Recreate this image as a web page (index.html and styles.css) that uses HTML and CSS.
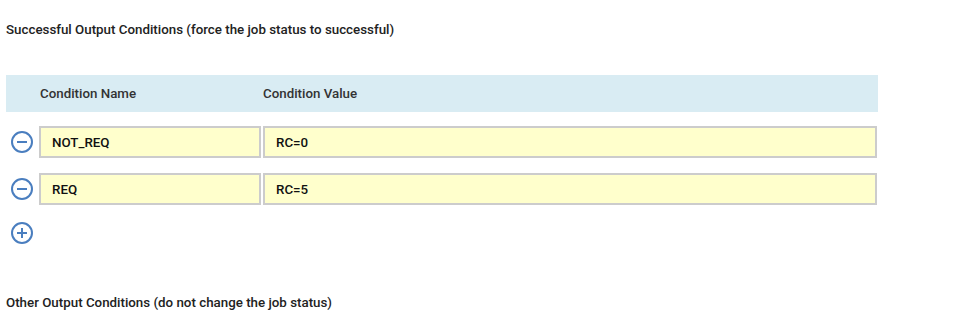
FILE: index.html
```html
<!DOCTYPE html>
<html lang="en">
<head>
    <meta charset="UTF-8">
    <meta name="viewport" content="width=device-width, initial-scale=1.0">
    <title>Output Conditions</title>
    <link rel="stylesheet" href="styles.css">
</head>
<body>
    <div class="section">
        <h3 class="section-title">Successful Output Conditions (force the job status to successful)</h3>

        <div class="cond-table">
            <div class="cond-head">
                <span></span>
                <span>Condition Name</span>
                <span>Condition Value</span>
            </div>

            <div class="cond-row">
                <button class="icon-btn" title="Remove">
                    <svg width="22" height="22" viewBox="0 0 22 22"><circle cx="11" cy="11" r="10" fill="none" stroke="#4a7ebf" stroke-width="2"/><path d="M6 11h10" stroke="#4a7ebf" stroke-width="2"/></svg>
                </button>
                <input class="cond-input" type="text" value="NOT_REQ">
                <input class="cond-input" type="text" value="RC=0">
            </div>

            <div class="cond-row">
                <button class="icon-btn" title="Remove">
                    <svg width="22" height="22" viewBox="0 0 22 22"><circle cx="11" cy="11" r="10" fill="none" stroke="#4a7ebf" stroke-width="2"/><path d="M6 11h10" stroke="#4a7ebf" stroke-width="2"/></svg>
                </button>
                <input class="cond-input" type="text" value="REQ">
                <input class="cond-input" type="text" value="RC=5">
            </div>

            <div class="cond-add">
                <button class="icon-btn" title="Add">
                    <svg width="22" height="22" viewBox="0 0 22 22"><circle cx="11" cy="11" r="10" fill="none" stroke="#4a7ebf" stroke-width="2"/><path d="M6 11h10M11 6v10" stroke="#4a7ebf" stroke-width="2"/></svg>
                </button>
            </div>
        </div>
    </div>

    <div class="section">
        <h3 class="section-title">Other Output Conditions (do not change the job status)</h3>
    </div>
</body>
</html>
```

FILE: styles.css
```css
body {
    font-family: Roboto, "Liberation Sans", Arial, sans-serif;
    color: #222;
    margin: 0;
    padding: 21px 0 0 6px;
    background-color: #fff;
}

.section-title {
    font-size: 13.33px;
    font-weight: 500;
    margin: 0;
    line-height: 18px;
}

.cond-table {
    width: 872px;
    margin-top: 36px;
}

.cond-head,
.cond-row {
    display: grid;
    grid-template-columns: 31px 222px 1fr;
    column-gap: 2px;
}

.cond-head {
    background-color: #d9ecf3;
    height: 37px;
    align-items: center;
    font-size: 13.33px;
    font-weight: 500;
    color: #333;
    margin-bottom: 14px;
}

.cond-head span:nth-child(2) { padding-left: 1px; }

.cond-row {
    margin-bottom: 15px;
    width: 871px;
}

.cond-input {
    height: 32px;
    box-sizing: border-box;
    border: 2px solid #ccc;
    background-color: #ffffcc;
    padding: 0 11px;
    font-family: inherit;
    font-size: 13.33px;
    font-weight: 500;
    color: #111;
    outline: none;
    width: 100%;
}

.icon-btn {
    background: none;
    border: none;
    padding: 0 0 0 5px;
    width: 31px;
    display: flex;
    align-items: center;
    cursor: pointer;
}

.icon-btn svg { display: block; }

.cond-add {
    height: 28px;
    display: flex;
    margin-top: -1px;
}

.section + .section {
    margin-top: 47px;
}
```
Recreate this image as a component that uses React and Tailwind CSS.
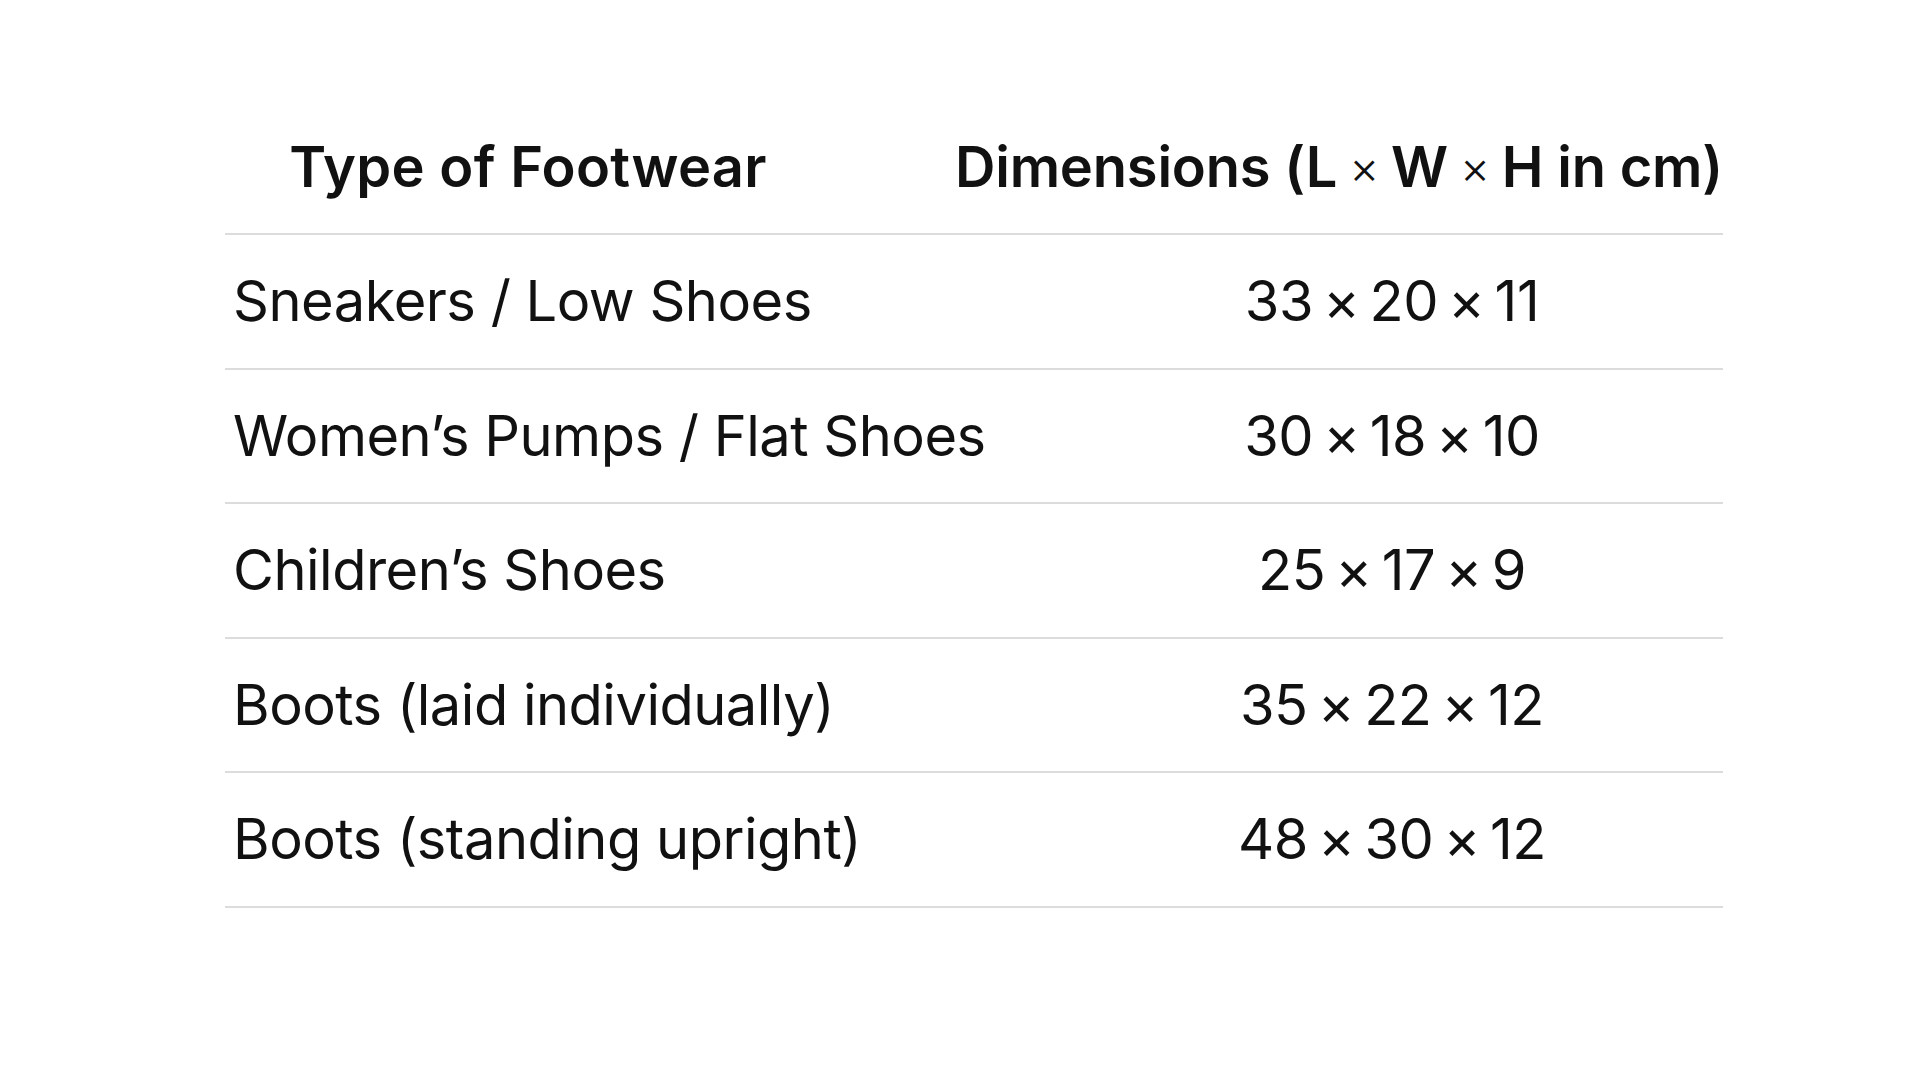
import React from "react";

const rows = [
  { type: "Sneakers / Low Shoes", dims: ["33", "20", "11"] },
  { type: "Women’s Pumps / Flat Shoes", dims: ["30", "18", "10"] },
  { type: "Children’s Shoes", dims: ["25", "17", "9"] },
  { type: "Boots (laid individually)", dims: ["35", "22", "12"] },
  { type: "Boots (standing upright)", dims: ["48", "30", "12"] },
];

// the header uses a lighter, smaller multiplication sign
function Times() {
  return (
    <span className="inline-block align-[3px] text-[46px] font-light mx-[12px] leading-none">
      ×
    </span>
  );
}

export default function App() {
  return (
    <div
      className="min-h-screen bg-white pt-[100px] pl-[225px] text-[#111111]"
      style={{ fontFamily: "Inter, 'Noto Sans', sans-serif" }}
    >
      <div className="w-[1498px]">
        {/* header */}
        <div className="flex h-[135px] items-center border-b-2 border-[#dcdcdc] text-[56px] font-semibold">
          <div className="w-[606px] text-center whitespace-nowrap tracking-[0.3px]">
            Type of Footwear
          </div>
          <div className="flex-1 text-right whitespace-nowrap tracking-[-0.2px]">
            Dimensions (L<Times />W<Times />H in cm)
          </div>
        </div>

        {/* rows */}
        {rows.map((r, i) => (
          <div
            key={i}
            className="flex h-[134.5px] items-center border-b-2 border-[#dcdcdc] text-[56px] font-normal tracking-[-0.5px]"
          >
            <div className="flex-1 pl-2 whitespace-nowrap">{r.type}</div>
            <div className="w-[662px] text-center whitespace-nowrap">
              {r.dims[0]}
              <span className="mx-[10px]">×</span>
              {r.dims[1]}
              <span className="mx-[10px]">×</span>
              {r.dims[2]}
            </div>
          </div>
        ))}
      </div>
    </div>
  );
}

==================================================

Exercise description:
Locate all lines in the listing above with the word "styles" and copy them.

Result for this task:
Recreate this image as a web page (index.html and styles.css) that uses HTML and CSS.
    <link rel="stylesheet" href="styles.css">
FILE: styles.css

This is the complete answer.